The abstract does not provide the exact benchmark numbers, so there are no published figures here to quote. What it does say clearly is that taskification alone materially affects continual learning evaluation.

The paper also finds that shorter taskifications produce noisier distribution-level patterns, larger structural distances, and higher BPS. In plain terms, smaller time chunks make the evaluation more sensitive to boundary perturbations. That suggests shorter taskifications may be more unstable as benchmark setups, at least in this dataset and setting.
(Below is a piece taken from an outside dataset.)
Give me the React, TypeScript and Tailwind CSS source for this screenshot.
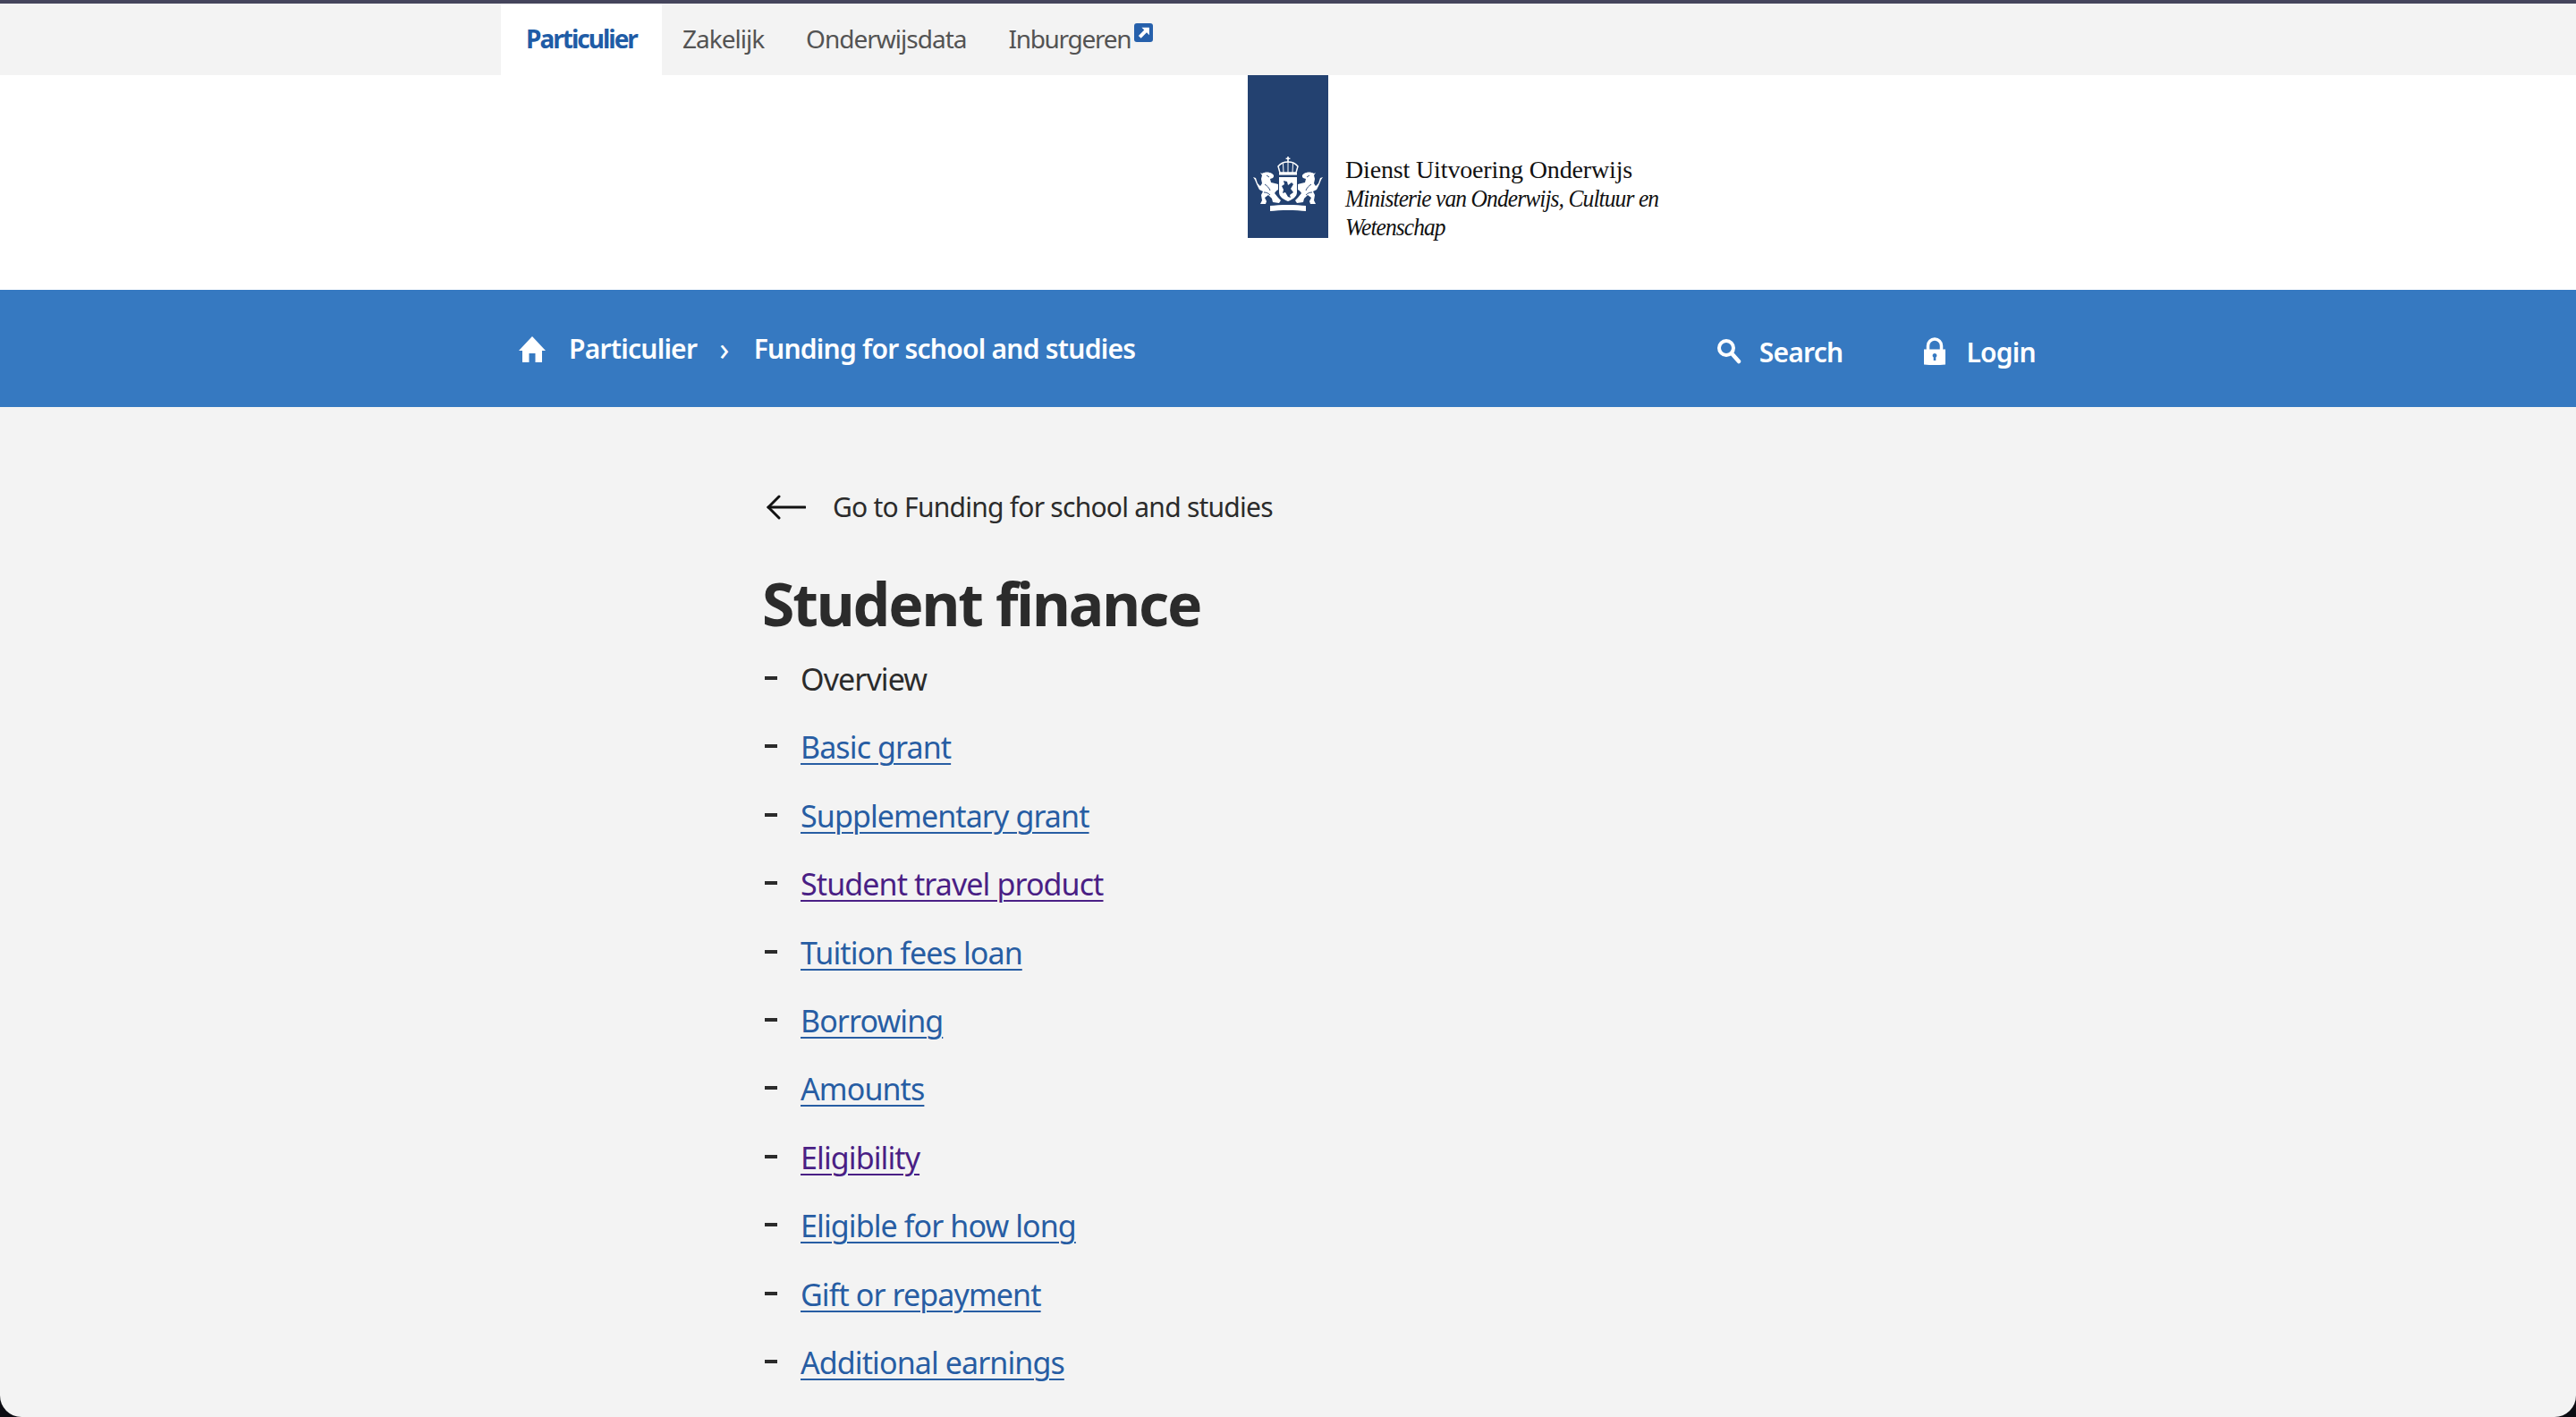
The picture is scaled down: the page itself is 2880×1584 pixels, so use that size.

Why developers should care

If you build systems that learn from streams, this paper is a reminder that benchmark design can shape your conclusions. A method that looks strong under one temporal split may look weaker under another, even when the underlying stream is unchanged. That matters when you are comparing replay-based methods, regularization-based methods, or plain continual finetuning.

For practitioners, the immediate takeaway is not to abandon task-based evaluation. It is to be more explicit about how tasks are formed and to test whether the results are stable across reasonable boundary choices. If your application depends on temporal segmentation, the segmentation itself may be part of the model selection problem.

Keep the stream fixed when comparing methods.
Vary task boundaries to test sensitivity, not just accuracy.
Look at forgetting and backward transfer, not only forecasting error.
Treat temporal taskification as part of the benchmark definition.

Limitations and open questions

The paper is focused on one domain: network traffic forecasting with CESNET-Timeseries24. That makes the results concrete, but it also means the findings may not transfer automatically to other continual learning settings, modalities, or datasets.

It also studies a specific set of methods: continual finetuning, Experience Replay, Elastic Weight Consolidation, and Learning without Forgetting. The abstract does not claim that every continual learning algorithm will respond the same way, and it does not provide a universal correction for the instability it identifies.

Another open question is how to standardize taskification in a way that is fair across datasets with different temporal structure. The paper makes a strong case that taskification should be treated as a first-class evaluation variable, but it does not claim to solve the broader benchmark-design problem.

Still, the message is clear and useful: if you evaluate streaming continual learning, the boundaries matter. The stream is not the whole benchmark. The way you slice it can change the story the benchmark tells.